• Required work
List each line of the data that holds the string "styles".
--- start of Data listing ---
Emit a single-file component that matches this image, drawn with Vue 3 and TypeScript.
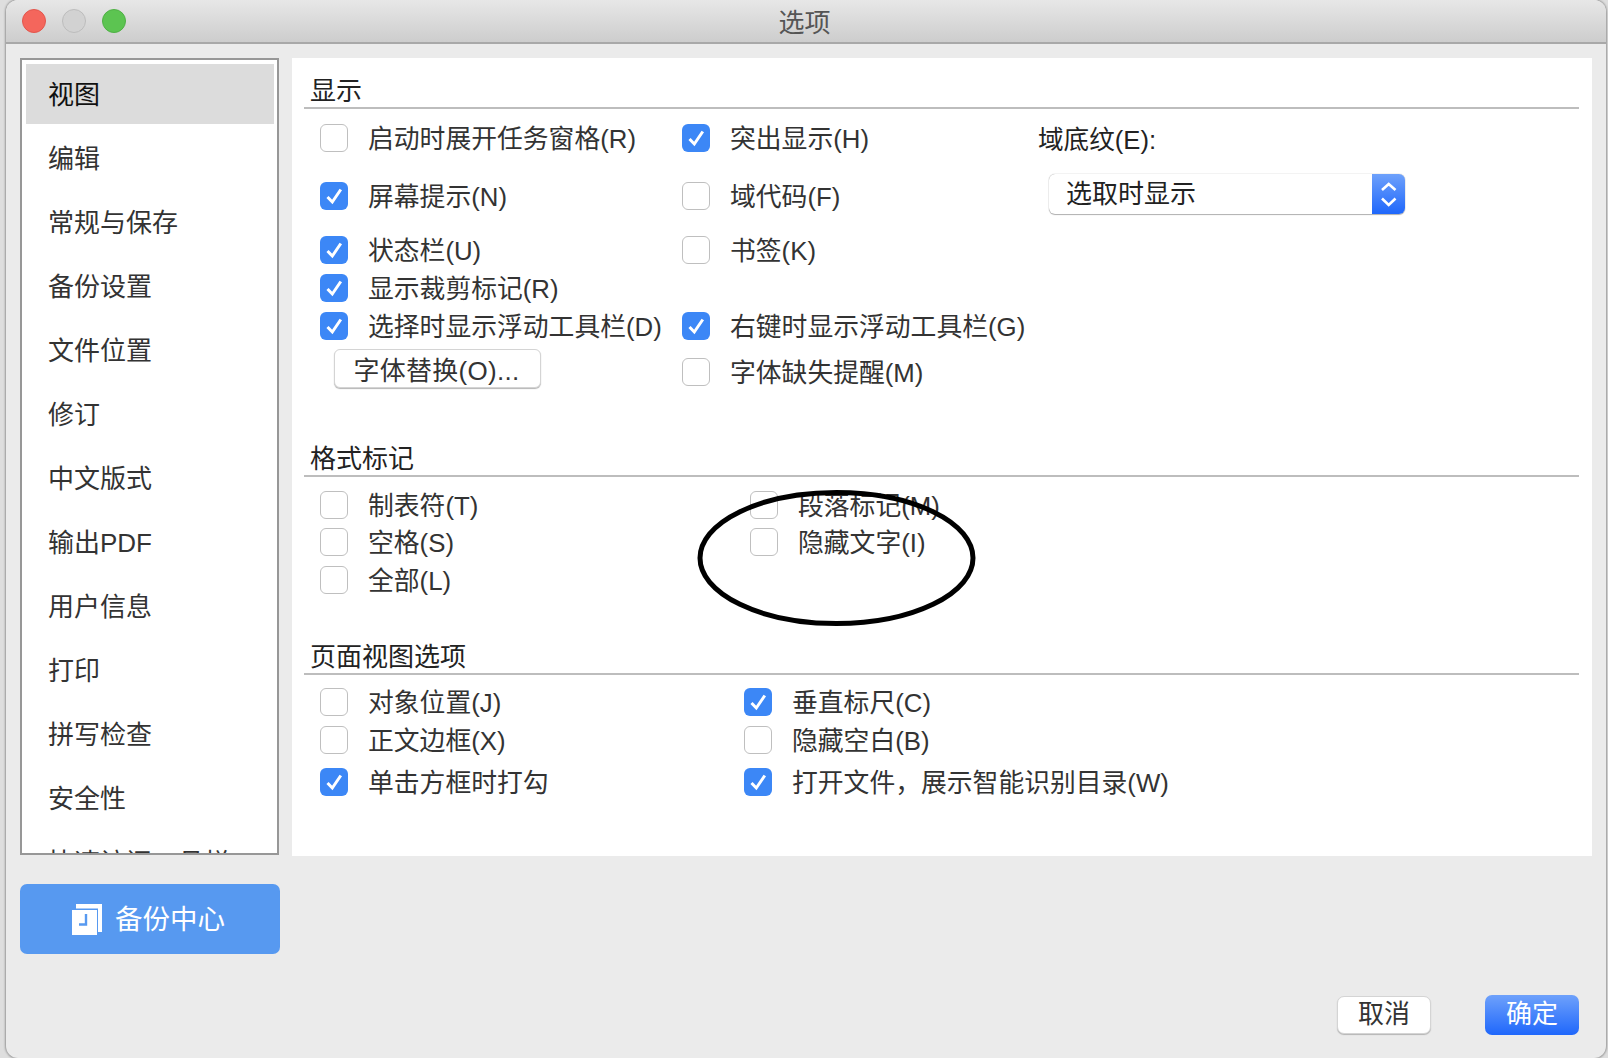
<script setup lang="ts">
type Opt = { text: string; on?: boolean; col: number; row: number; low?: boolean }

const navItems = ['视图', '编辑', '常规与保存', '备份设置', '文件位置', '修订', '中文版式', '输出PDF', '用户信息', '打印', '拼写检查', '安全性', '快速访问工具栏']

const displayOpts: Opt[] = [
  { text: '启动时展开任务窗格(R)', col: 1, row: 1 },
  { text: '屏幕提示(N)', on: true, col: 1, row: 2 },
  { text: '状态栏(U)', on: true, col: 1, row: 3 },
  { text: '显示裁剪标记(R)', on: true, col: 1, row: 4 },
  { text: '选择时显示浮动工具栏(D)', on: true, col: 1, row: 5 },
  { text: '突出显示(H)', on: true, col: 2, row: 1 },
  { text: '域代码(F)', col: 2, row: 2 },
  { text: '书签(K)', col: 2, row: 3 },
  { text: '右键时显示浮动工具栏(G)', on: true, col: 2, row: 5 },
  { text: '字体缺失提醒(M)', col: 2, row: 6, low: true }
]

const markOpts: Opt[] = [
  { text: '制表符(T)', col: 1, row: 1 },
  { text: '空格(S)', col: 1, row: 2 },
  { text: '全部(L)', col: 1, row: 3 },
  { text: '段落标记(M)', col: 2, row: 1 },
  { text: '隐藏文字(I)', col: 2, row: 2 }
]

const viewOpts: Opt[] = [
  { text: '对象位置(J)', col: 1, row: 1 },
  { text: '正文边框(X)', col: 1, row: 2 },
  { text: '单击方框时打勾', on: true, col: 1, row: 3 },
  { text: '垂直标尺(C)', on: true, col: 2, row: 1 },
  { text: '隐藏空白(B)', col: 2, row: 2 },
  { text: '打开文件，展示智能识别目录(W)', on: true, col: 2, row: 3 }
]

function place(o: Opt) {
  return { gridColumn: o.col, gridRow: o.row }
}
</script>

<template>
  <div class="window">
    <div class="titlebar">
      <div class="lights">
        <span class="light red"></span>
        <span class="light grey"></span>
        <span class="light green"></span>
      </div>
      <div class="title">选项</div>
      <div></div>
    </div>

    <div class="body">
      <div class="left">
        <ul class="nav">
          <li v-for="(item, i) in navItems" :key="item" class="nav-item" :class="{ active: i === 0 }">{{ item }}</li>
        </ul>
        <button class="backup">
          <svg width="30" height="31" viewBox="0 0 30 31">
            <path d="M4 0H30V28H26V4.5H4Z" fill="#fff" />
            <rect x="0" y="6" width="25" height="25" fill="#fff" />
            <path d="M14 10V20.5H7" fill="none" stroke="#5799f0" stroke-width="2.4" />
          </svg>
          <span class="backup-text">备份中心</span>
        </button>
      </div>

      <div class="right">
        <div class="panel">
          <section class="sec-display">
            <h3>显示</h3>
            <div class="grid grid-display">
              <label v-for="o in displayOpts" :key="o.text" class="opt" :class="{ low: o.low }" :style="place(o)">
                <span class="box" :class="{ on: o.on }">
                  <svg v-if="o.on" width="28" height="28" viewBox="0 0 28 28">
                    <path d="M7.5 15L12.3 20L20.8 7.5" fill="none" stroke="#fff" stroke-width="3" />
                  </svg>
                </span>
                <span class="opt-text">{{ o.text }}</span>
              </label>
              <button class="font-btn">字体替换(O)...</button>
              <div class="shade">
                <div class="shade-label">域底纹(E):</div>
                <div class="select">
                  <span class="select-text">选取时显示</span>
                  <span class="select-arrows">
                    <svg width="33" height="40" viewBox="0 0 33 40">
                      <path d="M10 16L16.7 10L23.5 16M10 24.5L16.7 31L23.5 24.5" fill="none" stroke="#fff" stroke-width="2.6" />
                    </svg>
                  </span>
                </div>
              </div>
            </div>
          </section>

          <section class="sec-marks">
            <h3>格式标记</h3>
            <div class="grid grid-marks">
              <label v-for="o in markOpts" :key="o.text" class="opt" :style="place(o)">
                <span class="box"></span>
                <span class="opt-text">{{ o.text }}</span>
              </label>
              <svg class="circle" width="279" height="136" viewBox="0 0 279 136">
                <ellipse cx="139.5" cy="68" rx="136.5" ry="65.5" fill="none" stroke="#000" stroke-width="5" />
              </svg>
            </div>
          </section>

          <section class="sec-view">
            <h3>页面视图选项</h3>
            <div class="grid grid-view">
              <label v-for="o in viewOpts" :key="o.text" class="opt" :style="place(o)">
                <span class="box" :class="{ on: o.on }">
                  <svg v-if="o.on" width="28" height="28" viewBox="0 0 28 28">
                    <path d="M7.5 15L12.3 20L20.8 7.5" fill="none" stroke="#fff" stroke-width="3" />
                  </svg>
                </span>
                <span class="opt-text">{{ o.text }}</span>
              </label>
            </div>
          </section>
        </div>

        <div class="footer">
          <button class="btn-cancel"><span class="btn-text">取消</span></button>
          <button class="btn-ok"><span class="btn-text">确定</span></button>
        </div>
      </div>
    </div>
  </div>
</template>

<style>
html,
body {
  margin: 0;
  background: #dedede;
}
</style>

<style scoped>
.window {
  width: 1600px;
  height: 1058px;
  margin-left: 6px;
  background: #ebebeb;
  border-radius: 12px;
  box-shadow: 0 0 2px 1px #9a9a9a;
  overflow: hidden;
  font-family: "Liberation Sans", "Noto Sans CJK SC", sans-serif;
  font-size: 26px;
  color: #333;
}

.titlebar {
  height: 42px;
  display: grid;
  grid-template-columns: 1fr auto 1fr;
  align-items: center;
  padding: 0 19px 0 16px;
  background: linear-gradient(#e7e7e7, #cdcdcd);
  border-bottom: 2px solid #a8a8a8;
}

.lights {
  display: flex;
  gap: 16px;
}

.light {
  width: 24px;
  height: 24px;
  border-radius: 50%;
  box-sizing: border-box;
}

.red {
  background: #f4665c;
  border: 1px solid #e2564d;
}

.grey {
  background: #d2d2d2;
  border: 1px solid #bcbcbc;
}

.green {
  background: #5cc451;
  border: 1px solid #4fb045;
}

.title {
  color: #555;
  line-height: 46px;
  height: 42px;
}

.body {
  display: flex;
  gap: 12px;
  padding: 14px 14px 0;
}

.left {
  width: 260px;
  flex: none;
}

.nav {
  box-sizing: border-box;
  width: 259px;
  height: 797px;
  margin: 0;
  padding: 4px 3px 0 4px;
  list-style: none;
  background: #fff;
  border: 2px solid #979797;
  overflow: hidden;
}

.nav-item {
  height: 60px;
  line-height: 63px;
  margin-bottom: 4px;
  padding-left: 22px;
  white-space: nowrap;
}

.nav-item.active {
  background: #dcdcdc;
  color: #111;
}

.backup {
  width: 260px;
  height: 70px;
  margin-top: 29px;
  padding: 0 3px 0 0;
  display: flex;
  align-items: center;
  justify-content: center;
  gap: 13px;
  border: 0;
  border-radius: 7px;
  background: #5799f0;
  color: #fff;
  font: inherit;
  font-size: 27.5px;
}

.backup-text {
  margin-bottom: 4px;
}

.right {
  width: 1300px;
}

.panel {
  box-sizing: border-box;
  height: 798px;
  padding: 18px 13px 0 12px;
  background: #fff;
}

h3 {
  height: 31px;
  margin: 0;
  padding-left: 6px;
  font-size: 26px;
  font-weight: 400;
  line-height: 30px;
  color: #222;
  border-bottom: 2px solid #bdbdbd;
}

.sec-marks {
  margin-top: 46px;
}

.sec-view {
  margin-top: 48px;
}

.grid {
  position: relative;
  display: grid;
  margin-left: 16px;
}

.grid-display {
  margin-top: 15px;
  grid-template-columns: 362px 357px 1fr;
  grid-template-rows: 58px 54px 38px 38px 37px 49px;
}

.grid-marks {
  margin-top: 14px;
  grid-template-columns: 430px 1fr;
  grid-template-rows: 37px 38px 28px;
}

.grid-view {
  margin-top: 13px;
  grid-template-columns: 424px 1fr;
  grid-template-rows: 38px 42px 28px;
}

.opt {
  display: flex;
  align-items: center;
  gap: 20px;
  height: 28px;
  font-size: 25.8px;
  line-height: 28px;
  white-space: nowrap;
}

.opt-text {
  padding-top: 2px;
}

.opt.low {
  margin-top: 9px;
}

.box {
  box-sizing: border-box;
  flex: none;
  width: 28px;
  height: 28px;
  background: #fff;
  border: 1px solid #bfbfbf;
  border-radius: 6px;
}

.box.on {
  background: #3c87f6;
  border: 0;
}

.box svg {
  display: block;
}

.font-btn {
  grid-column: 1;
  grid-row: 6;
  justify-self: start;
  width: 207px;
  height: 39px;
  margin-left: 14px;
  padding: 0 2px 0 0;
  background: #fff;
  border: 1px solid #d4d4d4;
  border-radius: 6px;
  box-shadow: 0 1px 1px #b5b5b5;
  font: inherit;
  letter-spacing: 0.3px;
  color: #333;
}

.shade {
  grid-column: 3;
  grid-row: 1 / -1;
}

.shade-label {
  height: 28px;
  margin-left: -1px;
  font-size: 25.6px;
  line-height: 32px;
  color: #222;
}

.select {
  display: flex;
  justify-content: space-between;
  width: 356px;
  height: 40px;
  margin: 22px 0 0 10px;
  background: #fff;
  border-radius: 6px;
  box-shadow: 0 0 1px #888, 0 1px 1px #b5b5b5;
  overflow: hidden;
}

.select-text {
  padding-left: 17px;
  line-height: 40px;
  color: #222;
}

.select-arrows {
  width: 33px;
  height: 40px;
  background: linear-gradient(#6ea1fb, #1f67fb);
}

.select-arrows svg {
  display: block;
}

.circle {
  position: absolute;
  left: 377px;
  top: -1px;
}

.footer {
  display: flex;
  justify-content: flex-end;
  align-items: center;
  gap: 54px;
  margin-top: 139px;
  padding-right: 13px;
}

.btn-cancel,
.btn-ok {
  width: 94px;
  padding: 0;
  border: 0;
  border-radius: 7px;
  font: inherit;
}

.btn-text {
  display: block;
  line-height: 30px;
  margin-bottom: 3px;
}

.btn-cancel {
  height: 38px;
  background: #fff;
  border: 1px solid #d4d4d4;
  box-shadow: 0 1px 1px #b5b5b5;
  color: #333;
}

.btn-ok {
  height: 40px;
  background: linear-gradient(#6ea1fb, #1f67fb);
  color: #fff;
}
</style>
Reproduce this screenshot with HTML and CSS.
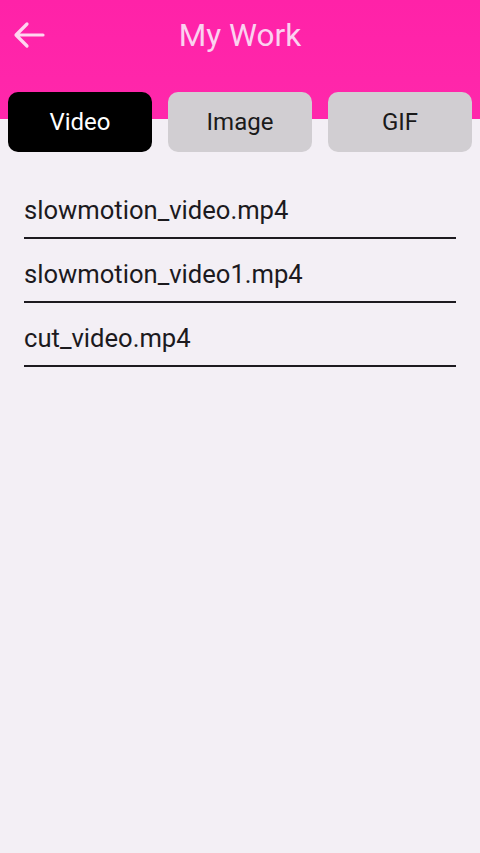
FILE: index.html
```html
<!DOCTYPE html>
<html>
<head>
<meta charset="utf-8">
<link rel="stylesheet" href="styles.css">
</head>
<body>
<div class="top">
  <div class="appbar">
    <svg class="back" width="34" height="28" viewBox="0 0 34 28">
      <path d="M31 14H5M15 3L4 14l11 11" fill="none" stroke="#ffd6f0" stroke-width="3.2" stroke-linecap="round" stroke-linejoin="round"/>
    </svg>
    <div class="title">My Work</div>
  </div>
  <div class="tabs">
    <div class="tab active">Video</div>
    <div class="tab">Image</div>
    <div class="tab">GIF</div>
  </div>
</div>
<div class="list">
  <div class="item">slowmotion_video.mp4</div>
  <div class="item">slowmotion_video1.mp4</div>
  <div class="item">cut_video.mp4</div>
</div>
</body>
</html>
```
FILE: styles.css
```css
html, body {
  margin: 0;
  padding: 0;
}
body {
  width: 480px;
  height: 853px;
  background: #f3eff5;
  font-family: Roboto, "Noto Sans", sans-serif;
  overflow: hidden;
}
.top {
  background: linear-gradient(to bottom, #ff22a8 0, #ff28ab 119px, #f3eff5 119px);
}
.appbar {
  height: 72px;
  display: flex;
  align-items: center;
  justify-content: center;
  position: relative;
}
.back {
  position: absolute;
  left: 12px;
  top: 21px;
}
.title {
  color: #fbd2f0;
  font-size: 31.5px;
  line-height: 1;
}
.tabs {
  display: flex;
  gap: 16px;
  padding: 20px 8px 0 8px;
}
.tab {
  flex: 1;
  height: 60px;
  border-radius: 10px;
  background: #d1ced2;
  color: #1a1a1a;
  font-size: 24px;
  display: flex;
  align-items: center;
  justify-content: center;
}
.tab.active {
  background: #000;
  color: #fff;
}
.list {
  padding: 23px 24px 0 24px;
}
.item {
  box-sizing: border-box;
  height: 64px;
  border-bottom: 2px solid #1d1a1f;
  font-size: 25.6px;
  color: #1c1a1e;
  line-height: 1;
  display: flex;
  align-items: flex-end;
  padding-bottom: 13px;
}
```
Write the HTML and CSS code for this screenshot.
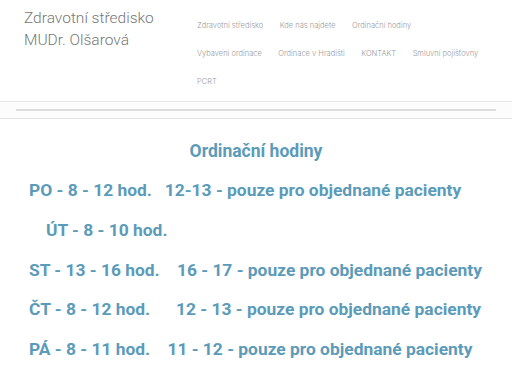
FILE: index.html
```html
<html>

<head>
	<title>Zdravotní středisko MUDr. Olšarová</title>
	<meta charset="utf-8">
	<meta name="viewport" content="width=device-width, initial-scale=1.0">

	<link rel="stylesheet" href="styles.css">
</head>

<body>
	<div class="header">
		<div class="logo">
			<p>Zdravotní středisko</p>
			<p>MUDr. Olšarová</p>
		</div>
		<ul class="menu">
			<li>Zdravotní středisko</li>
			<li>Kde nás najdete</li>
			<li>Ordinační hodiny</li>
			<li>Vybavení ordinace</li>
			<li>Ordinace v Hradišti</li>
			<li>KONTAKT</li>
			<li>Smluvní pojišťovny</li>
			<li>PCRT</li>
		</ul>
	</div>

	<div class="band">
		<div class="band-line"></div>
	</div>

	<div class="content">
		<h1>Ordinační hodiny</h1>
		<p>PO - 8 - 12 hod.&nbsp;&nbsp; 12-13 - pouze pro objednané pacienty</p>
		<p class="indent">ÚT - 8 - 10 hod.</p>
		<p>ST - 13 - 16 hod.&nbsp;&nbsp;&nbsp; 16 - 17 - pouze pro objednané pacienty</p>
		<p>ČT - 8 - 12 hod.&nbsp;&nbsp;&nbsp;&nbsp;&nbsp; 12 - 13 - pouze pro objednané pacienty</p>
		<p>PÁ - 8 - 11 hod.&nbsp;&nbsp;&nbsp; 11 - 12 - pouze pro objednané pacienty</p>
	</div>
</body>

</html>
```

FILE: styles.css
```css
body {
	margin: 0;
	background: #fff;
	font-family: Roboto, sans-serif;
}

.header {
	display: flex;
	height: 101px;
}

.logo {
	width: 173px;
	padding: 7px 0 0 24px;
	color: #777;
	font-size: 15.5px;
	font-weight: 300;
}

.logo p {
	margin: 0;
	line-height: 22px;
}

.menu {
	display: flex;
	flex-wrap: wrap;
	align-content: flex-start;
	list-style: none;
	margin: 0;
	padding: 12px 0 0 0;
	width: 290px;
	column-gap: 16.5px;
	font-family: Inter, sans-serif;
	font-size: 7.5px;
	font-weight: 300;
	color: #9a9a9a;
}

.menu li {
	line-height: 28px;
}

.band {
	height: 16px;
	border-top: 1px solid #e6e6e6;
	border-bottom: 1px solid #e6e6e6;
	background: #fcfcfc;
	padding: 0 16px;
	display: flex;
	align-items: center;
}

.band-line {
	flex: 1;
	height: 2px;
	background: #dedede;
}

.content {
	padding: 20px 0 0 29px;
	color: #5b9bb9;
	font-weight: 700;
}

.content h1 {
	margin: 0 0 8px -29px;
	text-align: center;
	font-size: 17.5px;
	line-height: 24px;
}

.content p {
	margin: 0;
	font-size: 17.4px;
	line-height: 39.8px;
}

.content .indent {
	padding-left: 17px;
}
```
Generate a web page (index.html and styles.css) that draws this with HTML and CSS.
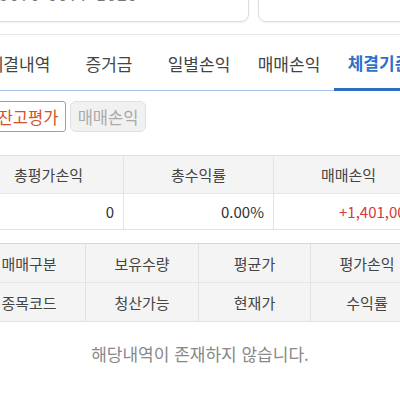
--- end of Data listing ---
• Result of the exercise
<link rel="stylesheet" href="styles.css">
FILE: styles.css
	<link rel="stylesheet" href="styles.css">
FILE: styles.css
Generate a web page (index.html and styles.css) that draws this with HTML and CSS.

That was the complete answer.